--- THE PROBLEM ---
Return, word for word, every line that follows.

--- MATERIAL PROVIDED ---
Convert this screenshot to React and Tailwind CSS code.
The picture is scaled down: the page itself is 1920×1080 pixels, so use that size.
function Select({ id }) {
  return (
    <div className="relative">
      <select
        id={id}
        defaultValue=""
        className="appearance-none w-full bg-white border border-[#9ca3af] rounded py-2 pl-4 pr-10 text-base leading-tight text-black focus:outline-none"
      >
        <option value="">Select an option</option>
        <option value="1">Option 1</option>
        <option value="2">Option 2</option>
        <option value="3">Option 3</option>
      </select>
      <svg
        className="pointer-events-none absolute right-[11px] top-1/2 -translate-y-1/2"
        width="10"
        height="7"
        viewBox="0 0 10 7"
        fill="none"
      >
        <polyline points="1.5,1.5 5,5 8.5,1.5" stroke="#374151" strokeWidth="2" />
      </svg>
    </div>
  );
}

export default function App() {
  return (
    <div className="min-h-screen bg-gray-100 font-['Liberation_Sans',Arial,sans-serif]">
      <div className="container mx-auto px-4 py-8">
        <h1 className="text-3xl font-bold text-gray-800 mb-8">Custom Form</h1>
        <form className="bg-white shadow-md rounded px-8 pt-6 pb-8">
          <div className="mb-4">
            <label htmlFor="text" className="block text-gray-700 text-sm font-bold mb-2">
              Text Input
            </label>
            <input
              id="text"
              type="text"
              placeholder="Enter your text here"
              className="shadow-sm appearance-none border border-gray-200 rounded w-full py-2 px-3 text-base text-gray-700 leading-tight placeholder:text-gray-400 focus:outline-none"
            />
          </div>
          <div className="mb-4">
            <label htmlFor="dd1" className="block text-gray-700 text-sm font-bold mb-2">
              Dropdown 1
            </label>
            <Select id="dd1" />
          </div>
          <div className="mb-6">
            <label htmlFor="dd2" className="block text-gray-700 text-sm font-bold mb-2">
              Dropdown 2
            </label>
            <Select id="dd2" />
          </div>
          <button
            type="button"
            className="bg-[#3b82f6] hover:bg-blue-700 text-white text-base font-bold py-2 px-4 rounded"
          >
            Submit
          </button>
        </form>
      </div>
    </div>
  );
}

--- REPLY TO THE EXERCISE ---
Convert this screenshot to React and Tailwind CSS code.
The picture is scaled down: the page itself is 1920×1080 pixels, so use that size.
function Select({ id }) {
  return (
    <div className="relative">
      <select
        id={id}
        defaultValue=""
        className="appearance-none w-full bg-white border border-[#9ca3af] rounded py-2 pl-4 pr-10 text-base leading-tight text-black focus:outline-none"
      >
        <option value="">Select an option</option>
        <option value="1">Option 1</option>
        <option value="2">Option 2</option>
        <option value="3">Option 3</option>
      </select>
      <svg
        className="pointer-events-none absolute right-[11px] top-1/2 -translate-y-1/2"
        width="10"
        height="7"
        viewBox="0 0 10 7"
        fill="none"
      >
        <polyline points="1.5,1.5 5,5 8.5,1.5" stroke="#374151" strokeWidth="2" />
      </svg>
    </div>
  );
}

export default function App() {
  return (
    <div className="min-h-screen bg-gray-100 font-['Liberation_Sans',Arial,sans-serif]">
      <div className="container mx-auto px-4 py-8">
        <h1 className="text-3xl font-bold text-gray-800 mb-8">Custom Form</h1>
        <form className="bg-white shadow-md rounded px-8 pt-6 pb-8">
          <div className="mb-4">
            <label htmlFor="text" className="block text-gray-700 text-sm font-bold mb-2">
              Text Input
            </label>
            <input
              id="text"
              type="text"
              placeholder="Enter your text here"
              className="shadow-sm appearance-none border border-gray-200 rounded w-full py-2 px-3 text-base text-gray-700 leading-tight placeholder:text-gray-400 focus:outline-none"
            />
          </div>
          <div className="mb-4">
            <label htmlFor="dd1" className="block text-gray-700 text-sm font-bold mb-2">
              Dropdown 1
            </label>
            <Select id="dd1" />
          </div>
          <div className="mb-6">
            <label htmlFor="dd2" className="block text-gray-700 text-sm font-bold mb-2">
              Dropdown 2
            </label>
            <Select id="dd2" />
          </div>
          <button
            type="button"
            className="bg-[#3b82f6] hover:bg-blue-700 text-white text-base font-bold py-2 px-4 rounded"
          >
            Submit
          </button>
        </form>
      </div>
    </div>
  );
}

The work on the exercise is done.